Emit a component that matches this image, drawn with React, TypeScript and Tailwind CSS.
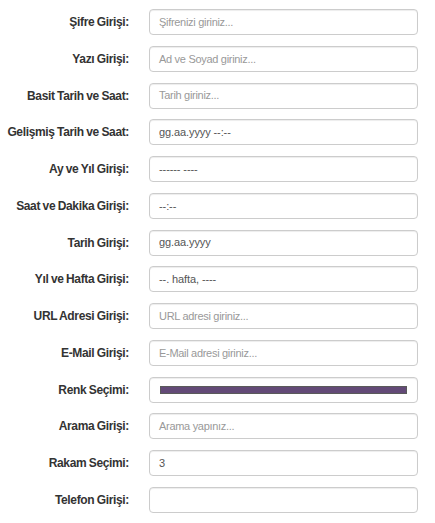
import { ReactNode } from 'react';

type Field = {
  label: string;
  placeholder?: string;
  value?: string;
  color?: boolean;
};

const fields: Field[] = [
  { label: 'Şifre Girişi:', placeholder: 'Şifrenizi giriniz...' },
  { label: 'Yazı Girişi:', placeholder: 'Ad ve Soyad giriniz...' },
  { label: 'Basit Tarih ve Saat:', placeholder: 'Tarih giriniz...' },
  { label: 'Gelişmiş Tarih ve Saat:', value: 'gg.aa.yyyy --:--' },
  { label: 'Ay ve Yıl Girişi:', value: '------ ----' },
  { label: 'Saat ve Dakika Girişi:', value: '--:--' },
  { label: 'Tarih Girişi:', value: 'gg.aa.yyyy' },
  { label: 'Yıl ve Hafta Girişi:', value: '--. hafta, ----' },
  { label: 'URL Adresi Girişi:', placeholder: 'URL adresi giriniz...' },
  { label: 'E-Mail Girişi:', placeholder: 'E-Mail adresi giriniz...' },
  { label: 'Renk Seçimi:', color: true },
  { label: 'Arama Girişi:', placeholder: 'Arama yapınız...' },
  { label: 'Rakam Seçimi:', value: '3' },
  { label: 'Telefon Girişi:' },
];

function InputBox({ children }: { children?: ReactNode }) {
  return (
    <div className="flex h-[26px] items-center rounded-[4px] border border-[#cccccc] bg-white pl-[9px] pr-[10px] shadow-[inset_0_1px_1px_rgba(0,0,0,0.075)]">
      {children}
    </div>
  );
}

function FieldInput({ field }: { field: Field }) {
  if (field.color) {
    return (
      <InputBox>
        <div className="ml-[1px] h-[8px] w-full border border-[#5a5a5a] bg-[#634a77]" />
      </InputBox>
    );
  }
  if (field.value) {
    return (
      <InputBox>
        <span className="whitespace-pre text-[11px] tracking-[-0.1px] text-[#555555]">{field.value}</span>
      </InputBox>
    );
  }
  return (
    <InputBox>
      {field.placeholder && (
        <span className="text-[11px] tracking-[-0.3px] text-[#999999]">{field.placeholder}</span>
      )}
    </InputBox>
  );
}

export default function App() {
  return (
    <div
      className="min-h-[523px] w-[435px] bg-white pt-[9px] pr-[17px]"
      style={{ fontFamily: '"Liberation Sans", Arial, sans-serif' }}
    >
      <div className="grid grid-cols-[129px_1fr] gap-x-[20px] gap-y-[10.77px]">
        {fields.map((field) => (
          <div key={field.label} className="contents">
            <label className="flex h-[26px] items-center justify-end whitespace-pre text-[12px] font-bold tracking-[-0.35px] text-[#333333] [word-spacing:-0.5px]">
              {field.label}
            </label>
            <FieldInput field={field} />
          </div>
        ))}
      </div>
    </div>
  );
}
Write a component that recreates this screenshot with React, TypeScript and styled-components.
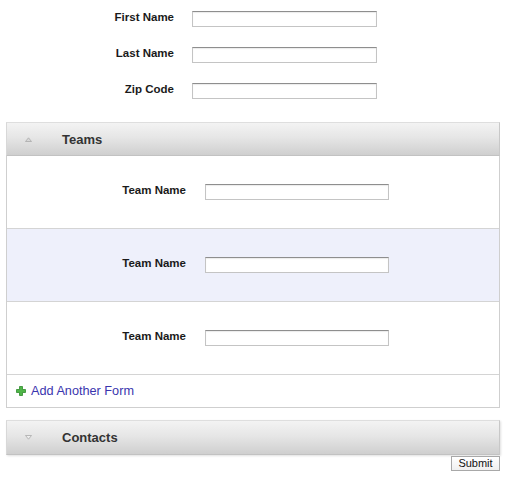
import React from "react";
import styled, { createGlobalStyle } from "styled-components";

const Global = createGlobalStyle`
  html, body { margin: 0; padding: 0; background: #fff; }
  body { font-family: "Liberation Sans", Arial, sans-serif; color: #222; }
`;

const Page = styled.div`
  width: 516px;
  padding-top: 1px;
`;

const TopForm = styled.div`
  display: flex;
  flex-direction: column;
`;

const FieldRow = styled.div<{ $labelWidth: number; $gap: number; $height: number }>`
  display: flex;
  align-items: center;
  height: ${(p) => p.$height}px;
  gap: ${(p) => p.$gap}px;
  & > label {
    width: ${(p) => p.$labelWidth}px;
  }
`;

const Label = styled.label`
  display: block;
  text-align: right;
  font-size: 11.5px;
  font-weight: bold;
  color: #1a1a1a;
  line-height: 14px;
  padding-bottom: 4px;
`;

const TextInput = styled.input<{ $w: number }>`
  box-sizing: border-box;
  width: ${(p) => p.$w}px;
  height: 16px;
  margin: 0;
  padding: 0 2px;
  border: 1px solid #c4c4c4;
  border-top-color: #8e8e8e;
  box-shadow: inset 0 1px 1px rgba(0, 0, 0, 0.08);
  background: #fff;
  font-size: 11px;
  outline: none;
`;

const Panel = styled.div`
  margin: 13px 0 0 6px;
  width: 494px;
  box-sizing: border-box;
  border: 1px solid #cfcfcf;
  border-top: none;
`;

const PanelHeader = styled.div<{ $standalone?: boolean }>`
  box-sizing: border-box;
  height: ${(p) => (p.$standalone ? 35 : 34)}px;
  ${(p) => (p.$standalone ? "margin: 12px 0 0 6px; width: 494px;" : "margin: 0 -1px; ")}
  display: flex;
  align-items: center;
  background: linear-gradient(#f3f3f3, #e6e6e6 45%, #cfcfcf);
  border-top: 1px solid #dedede;
  border-bottom: 1px solid #c2c2c2;
  border-right: 1px solid #c8c8c8;
  border-left: 1px solid #d8d8d8;
  box-shadow: ${(p) => (p.$standalone ? "1px 1px 2px rgba(0,0,0,0.12)" : "none")};
`;

const Toggle = styled.span`
  width: 55px;
  display: flex;
  justify-content: center;
  padding-right: 12px;
  box-sizing: border-box;
`;

const HeaderTitle = styled.span`
  font-size: 13px;
  font-weight: bold;
  color: #333;
`;

const FormRow = styled.div<{ $alt?: boolean }>`
  height: 72px;
  border-bottom: 1px solid #d4d4d4;
  background: ${(p) => (p.$alt ? "#eef0fb" : "#fff")};
  display: flex;
  align-items: center;
`;

const AddRow = styled.div`
  height: 32px;
  display: flex;
  align-items: center;
  gap: 5px;
  padding-left: 9px;
`;

const AddLink = styled.a`
  font-size: 12.7px;
  color: #3a35ae;
  text-decoration: none;
`;

const ButtonBar = styled.div`
  width: 494px;
  margin-left: 6px;
  display: flex;
  justify-content: flex-end;
  padding-top: 1px;
`;

const SubmitButton = styled.button`
  box-sizing: border-box;
  height: 15px;
  width: 49px;
  padding: 0;
  font-family: "Liberation Sans", Arial, sans-serif;
  font-size: 11px;
  line-height: 13px;
  color: #111;
  background: linear-gradient(#ffffff, #f0f0f0);
  border: 1px solid #a8a8a8;
  border-radius: 0;
`;

const TriUp = () => (
  <svg width="7" height="5" viewBox="0 0 7 5">
    <path d="M0.5 4.5 L3.5 0.8 L6.5 4.5 Z" fill="#d8d8d8" stroke="#a9a9a9" strokeWidth="0.8" />
  </svg>
);

const TriDown = () => (
  <svg width="7" height="5" viewBox="0 0 7 5">
    <path d="M0.5 0.5 L3.5 4.2 L6.5 0.5 Z" fill="#eeeeee" stroke="#a9a9a9" strokeWidth="0.8" />
  </svg>
);

const PlusIcon = () => (
  <svg width="10" height="10" viewBox="0 0 10 10">
    <path
      d="M3.5 0.5 H6.5 V3.5 H9.5 V6.5 H6.5 V9.5 H3.5 V6.5 H0.5 V3.5 H3.5 Z"
      fill="#4fb548"
      stroke="#2f8a2c"
      strokeWidth="0.8"
      strokeLinejoin="round"
    />
  </svg>
);

const topFields = ["First Name", "Last Name", "Zip Code"];

export default function App() {
  return (
    <Page>
      <Global />
      <TopForm>
        {topFields.map((f) => (
          <FieldRow key={f} $labelWidth={174} $gap={18} $height={36}>
            <Label>{f}</Label>
            <TextInput $w={185} />
          </FieldRow>
        ))}
      </TopForm>
      <Panel>
        <PanelHeader>
          <Toggle>
            <TriUp />
          </Toggle>
          <HeaderTitle>Teams</HeaderTitle>
        </PanelHeader>
        {[false, true, false].map((alt, i) => (
          <FormRow key={i} $alt={alt}>
            <FieldRow $labelWidth={179} $gap={19} $height={72}>
              <Label>Team Name</Label>
              <TextInput $w={184} />
            </FieldRow>
          </FormRow>
        ))}
        <AddRow>
          <PlusIcon />
          <AddLink href="#">Add Another Form</AddLink>
        </AddRow>
      </Panel>
      <PanelHeader $standalone>
        <Toggle>
          <TriDown />
        </Toggle>
        <HeaderTitle>Contacts</HeaderTitle>
      </PanelHeader>
      <ButtonBar>
        <SubmitButton>Submit</SubmitButton>
      </ButtonBar>
    </Page>
  );
}
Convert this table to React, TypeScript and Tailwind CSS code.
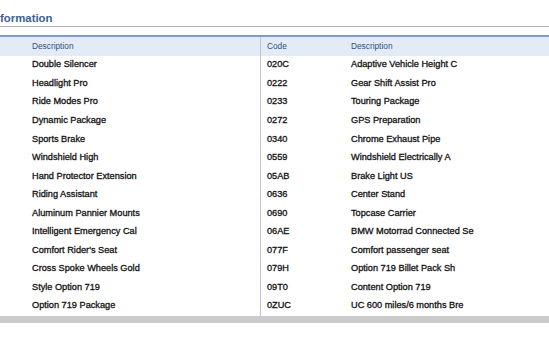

________

**Problem to solve:**
Go through the preceding material and copy each line that has the word "with".

**Result:**
Emit a component that matches this image, drawn with React, TypeScript and Tailwind CSS.
Write a component that recreates this screenshot with React, TypeScript and styled-components.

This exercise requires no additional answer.